Five years ago, Vertigo dethroned longtime champion Citizen Kane in the once-per-decade Sight And Sound poll, becoming film critics’ consensus choice for the greatest movie ever made. Survey those same critics about the single greatest scene in cinema history, however, and a different Hitchcock movie would almost surely emerge triumphant. Psycho’s infamous shower sequence, which kills off ostensible protagonist Marion Crane (Janet Leigh) before the movie is even half over, astonishes both as a virtuosic piece of filmmaking and as an unprecedented narrative rug-pull; it’s so iconic (and hence so frequently parodied) that virtually everyone becomes aware of its existence well before they actually see the shower curtain yanked aside and hear Bernard Herrmann’s shrieking staccato strings. Alexandre O. Philippe’s documentary 78/52 devotes 92 minutes to analyzing those 45 horrifying seconds—a ratio of two minutes per second! Yet somehow it still seems overly breezy and insufficiently detailed, just skimming the surface.

Maybe the title is partially to blame. 78/52 refers to the number of camera setups (78) and the number of cuts (52, not counting the unseen cuts made by the butcher’s knife) that constitute the shower scene. That’s wonky enough to suggest a very close formal analysis, focusing on elements of craft—and this is a scene that would absolutely benefit from that sort of close look. Instead, one could easily assume, after watching just a few minutes of the movie, that its title refers to 78 anecdotes relayed by 52 talking heads. Philippe (The People Vs. George Lucas) shoots a wide variety of directors, actors, technicians, and academics talking about the scene (and often about Psycho more generally), in black and white, on the Bates Motel set at Universal Studios. Some are people you’d expect (Jamie Lee Curtis, Oz Perkins, Peter Bogdanovich); others are seemingly random (Illeana Douglas? Elijah Wood? The guy who directed From Dusk Till Dawn 2: Texas Blood Money?). A few offer interesting observations, while most state the obvious or just gush like fanboys. It’s a disappointingly conventional approach to a decidedly unorthodox subject.

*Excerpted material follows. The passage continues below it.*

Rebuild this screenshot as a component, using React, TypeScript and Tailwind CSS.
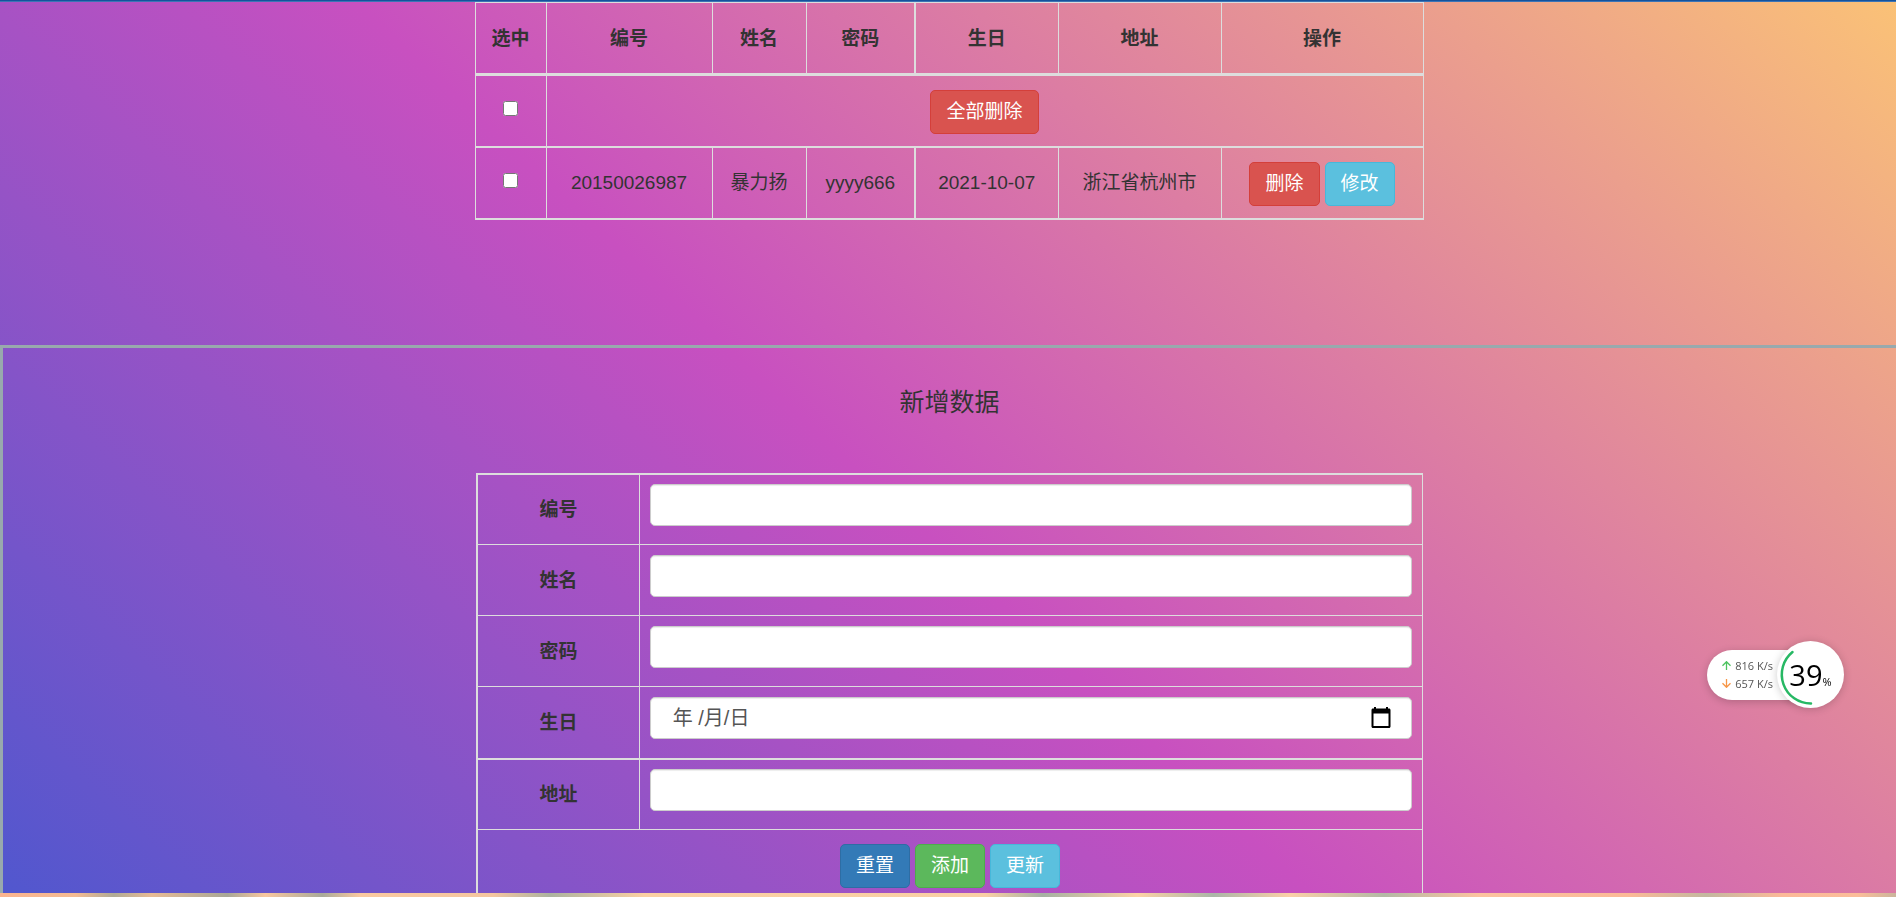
import { useState } from 'react';
import type { ReactNode } from 'react';
import clsx from 'clsx';

type Tone = 'danger' | 'info' | 'primary' | 'success';

const tones: Record<Tone, string> = {
  danger: 'bg-[#d9534f] border-[#d43f3a]',
  info: 'bg-[#5bc0de] border-[#46b8da]',
  primary: 'bg-[#337ab7] border-[#2e6da4]',
  success: 'bg-[#5cb85c] border-[#4cae4c]',
};

function Button({ tone, children }: { tone: Tone; children: ReactNode }) {
  return (
    <button
      type="button"
      className={clsx('h-11 rounded-[5px] border px-[15px] text-[19px] leading-6 text-white', tones[tone])}
    >
      {children}
    </button>
  );
}

const columns = [
  { label: '选中', width: 'w-[71px]' },
  { label: '编号', width: 'w-[166px]' },
  { label: '姓名', width: 'w-[94px]' },
  { label: '密码', width: 'w-[109px]' },
  { label: '生日', width: 'w-[143px]' },
  { label: '地址', width: 'w-[163px]' },
  { label: '操作', width: 'w-[202px]' },
];

const users = [
  { id: '20150026987', name: '暴力扬', password: 'yyyy666', birthday: '2021-10-07', address: '浙江省杭州市' },
];

const fields = [
  { id: 'no', label: '编号' },
  { id: 'name', label: '姓名' },
  { id: 'password', label: '密码' },
  { id: 'birthday', label: '生日' },
  { id: 'address', label: '地址' },
];

const cell = 'border border-[#ddd] p-0';
const control =
  'mb-2 flex h-[42px] w-full rounded-[5px] border border-[#ccc] bg-white text-[#555] shadow-[inset_0_1px_1px_rgba(0,0,0,0.075)]';

function UserTable() {
  return (
    <table className="mx-auto w-1/2 table-fixed border-collapse border border-[#ddd] text-center">
      <thead>
        <tr className="h-[72px]">
          {columns.map((c, i) => (
            <th key={c.label} className={clsx(cell, c.width, 'border-b-3 font-bold', i === 4 && 'border-l-2')}>
              {c.label}
            </th>
          ))}
        </tr>
      </thead>
      <tbody>
        <tr className="h-[72px]">
          <td className={clsx(cell, 'border-b-2')}>
            <input type="checkbox" aria-label="全选" className="mx-auto mb-1 block h-[15px] w-[15px]" />
          </td>
          <td colSpan={6} className={clsx(cell, 'border-b-2 pt-0.5')}>
            <Button tone="danger">全部删除</Button>
          </td>
        </tr>
        {users.map((u) => (
          <tr key={u.id} className="h-[72px]">
            <td className={clsx(cell, 'border-b-2')}>
              <input type="checkbox" aria-label={u.id} className="mx-auto mb-1 block h-[15px] w-[15px]" />
            </td>
            <td className={clsx(cell, 'border-b-2')}>{u.id}</td>
            <td className={clsx(cell, 'border-b-2')}>{u.name}</td>
            <td className={clsx(cell, 'border-b-2')}>{u.password}</td>
            <td className={clsx(cell, 'border-b-2 border-l-2')}>{u.birthday}</td>
            <td className={clsx(cell, 'border-b-2')}>{u.address}</td>
            <td className={clsx(cell, 'border-b-2 pt-0.5')}>
              <div className="flex justify-center gap-[5px]">
                <Button tone="danger">删除</Button>
                <Button tone="info">修改</Button>
              </div>
            </td>
          </tr>
        ))}
      </tbody>
    </table>
  );
}

function DateField({ id }: { id: string }) {
  const [value, setValue] = useState('');
  return (
    <div className={clsx(control, 'items-center pr-5 pl-[22px] text-[20px]')}>
      <input
        id={id}
        type="text"
        value={value}
        onChange={(e) => setValue(e.target.value)}
        placeholder="年 /月/日"
        className="min-w-0 flex-1 outline-none placeholder:text-[#555]"
      />
      <button type="button" aria-label="选择日期">
        <svg width="20" height="22" viewBox="0 0 20 22">
          <path
            fill="#000"
            fillRule="evenodd"
            d="M3 0h2v1.500h10V0h2v1.500h1c.9 0 1.500.6 1.500 1.500v16.500c0 .9-.6 1.500-1.500 1.500H2c-.9 0-1.500-.6-1.500-1.500V3c0-.9.6-1.500 1.500-1.500h1zM2.500 6.500V19h15V6.500z"
          />
        </svg>
      </button>
    </div>
  );
}

function UserForm() {
  return (
    <form className="mx-auto w-1/2">
      <table className="w-full border-collapse border-t-2 border-r border-l-2 border-[#ddd] text-center">
        <tbody>
          {fields.map((f) => (
            <tr key={f.id} className={clsx(f.id === 'birthday' ? 'h-[72px]' : 'h-[71px]')}>
              <th
                className={clsx(
                  'w-[162px] border-r border-[#ddd] p-0 font-bold',
                  f.id === 'birthday' ? 'border-b-2' : 'border-b',
                )}
              >
                <label htmlFor={f.id}>{f.label}</label>
              </th>
              <td className={clsx('border-[#ddd] px-2.5 py-0', f.id === 'birthday' ? 'border-b-2' : 'border-b')}>
                {f.id === 'birthday' ? (
                  <DateField id={f.id} />
                ) : (
                  <input id={f.id} type="text" className={clsx(control, 'px-4')} />
                )}
              </td>
            </tr>
          ))}
          <tr>
            <td colSpan={2} className="px-2.5 py-3.5">
              <div className="flex justify-center gap-[5px]">
                <Button tone="primary">重置</Button>
                <Button tone="success">添加</Button>
                <Button tone="info">更新</Button>
              </div>
            </td>
          </tr>
        </tbody>
      </table>
    </form>
  );
}

function NetMonitor() {
  return (
    <div className="fixed top-[641px] right-[52px] flex items-center font-['Open_Sans','Noto_Sans',sans-serif]">
      <div className="-mr-8 flex h-[50px] flex-col justify-center gap-0.5 rounded-l-full bg-white pr-9 pl-[15px] text-[11px] leading-4 text-[#555] shadow-[0_2px_8px_rgba(0,0,0,0.2)]">
        <div className="flex items-center gap-1">
          <svg width="9" height="9" viewBox="0 0 9 9" fill="none" stroke="#4cc35f" strokeWidth="1.300">
            <path d="M4.500 9V1M.5 4.700l4-4 4 4" />
          </svg>
          <span>816 K/s</span>
        </div>
        <div className="flex items-center gap-1">
          <svg width="9" height="9" viewBox="0 0 9 9" fill="none" stroke="#f79646" strokeWidth="1.300">
            <path d="M4.500 0v8M.5 4.300l4 4 4-4" />
          </svg>
          <span>657 K/s</span>
        </div>
      </div>
      <div className="relative flex h-[67px] w-[67px] items-center justify-center rounded-full bg-white text-black shadow-[0_1px_8px_rgba(0,0,0,0.2)]">
        <svg className="absolute inset-0" width="67" height="67" viewBox="0 0 67 67" fill="none">
          <path d="M15.500 11A29 29 0 0 0 34 62.500" stroke="#27b864" strokeWidth="2.500" strokeLinecap="round" />
        </svg>
        <div className="flex items-baseline">
          <span className="text-[29px] leading-8">39</span>
          <span className="text-[11px] leading-4">%</span>
        </div>
      </div>
    </div>
  );
}

export default function App() {
  return (
    <div className="flex h-screen flex-col overflow-hidden font-['Liberation_Sans','Noto_Sans_CJK_SC',sans-serif] text-[19px] leading-[27px] text-[#333]">
      <div className="h-0.5 shrink-0 border-b border-[#3c74b4] bg-[#14529c]" />
      <main className="min-h-0 flex-1 overflow-hidden bg-[linear-gradient(43deg,#4158d0_-6%,#c850c0_46%,#ffcc70_105%)]">
        <section className="pb-[125px] pl-0.5">
          <UserTable />
        </section>
        <section className="border-t-3 border-l-3 border-[#98a9ad]">
          <h2 className="pt-9 pb-[53px] text-center text-[25px] leading-9">新增数据</h2>
          <UserForm />
        </section>
      </main>
      <div className="h-1 shrink-0 bg-[linear-gradient(90deg,#fbb48f_0%,#f4bb93_4%,#b0ab96_6%,#e8bb95_8%,#a8a797_12%,#f9c79f_14%,#a9aa9a_17%,#fac9a0_19%,#f5c6a0_26%,#acb3a0_29%,#fbd0a3_34%,#f9cfa5_52%,#a5b1a3_55%,#fdd3a6_60%,#aab6a8_64%,#fbd0a8_68%,#b3b9a6_73%,#fcc3a0_78%,#fbb997_86%,#c3b8a0_90%,#fcb999_94%,#fbbd9a_98%,#cbb59c_100%)]" />
      <NetMonitor />
    </div>
  );
}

Thankfully, the subject itself is all but inexhaustible. 78/52 is at its best in cinema studies mode, examining specific compositional and editing choices made by Hitchcock and his collaborators: negative space drawing one’s eye to where “Mother” will soon appear; the remarkable transition from an optical effect (the spiral around Marion’s dead eye) to “live” footage; a disorienting jump cut that makes it seem as if Marion’s body has been slammed into the wall. Broader topics, like the shower scene inspiring a marketing campaign that would permanently alter American moviegoing habits—before Psycho, people regularly showed up halfway through the feature, or even at the end, then stuck around for the next show to see what they’d missed—don’t get nearly as much attention as they merit. Did you know that one of Raging Bull’s fight sequences mimics the shower scene shot for shot? Philippe places the two side by side, which is fascinating, but moves on to the next item after just a few seconds, before Scorsese’s sly homage can even properly register. 78/52’s frustrating lack of rigor is epitomized by its final image, which is Psycho-related but has nothing whatsoever to do with the shower scene. Hitchcock invested far more thought, care, and skill in just 45 seconds of brutality than this entire feature-length tribute does to his genius.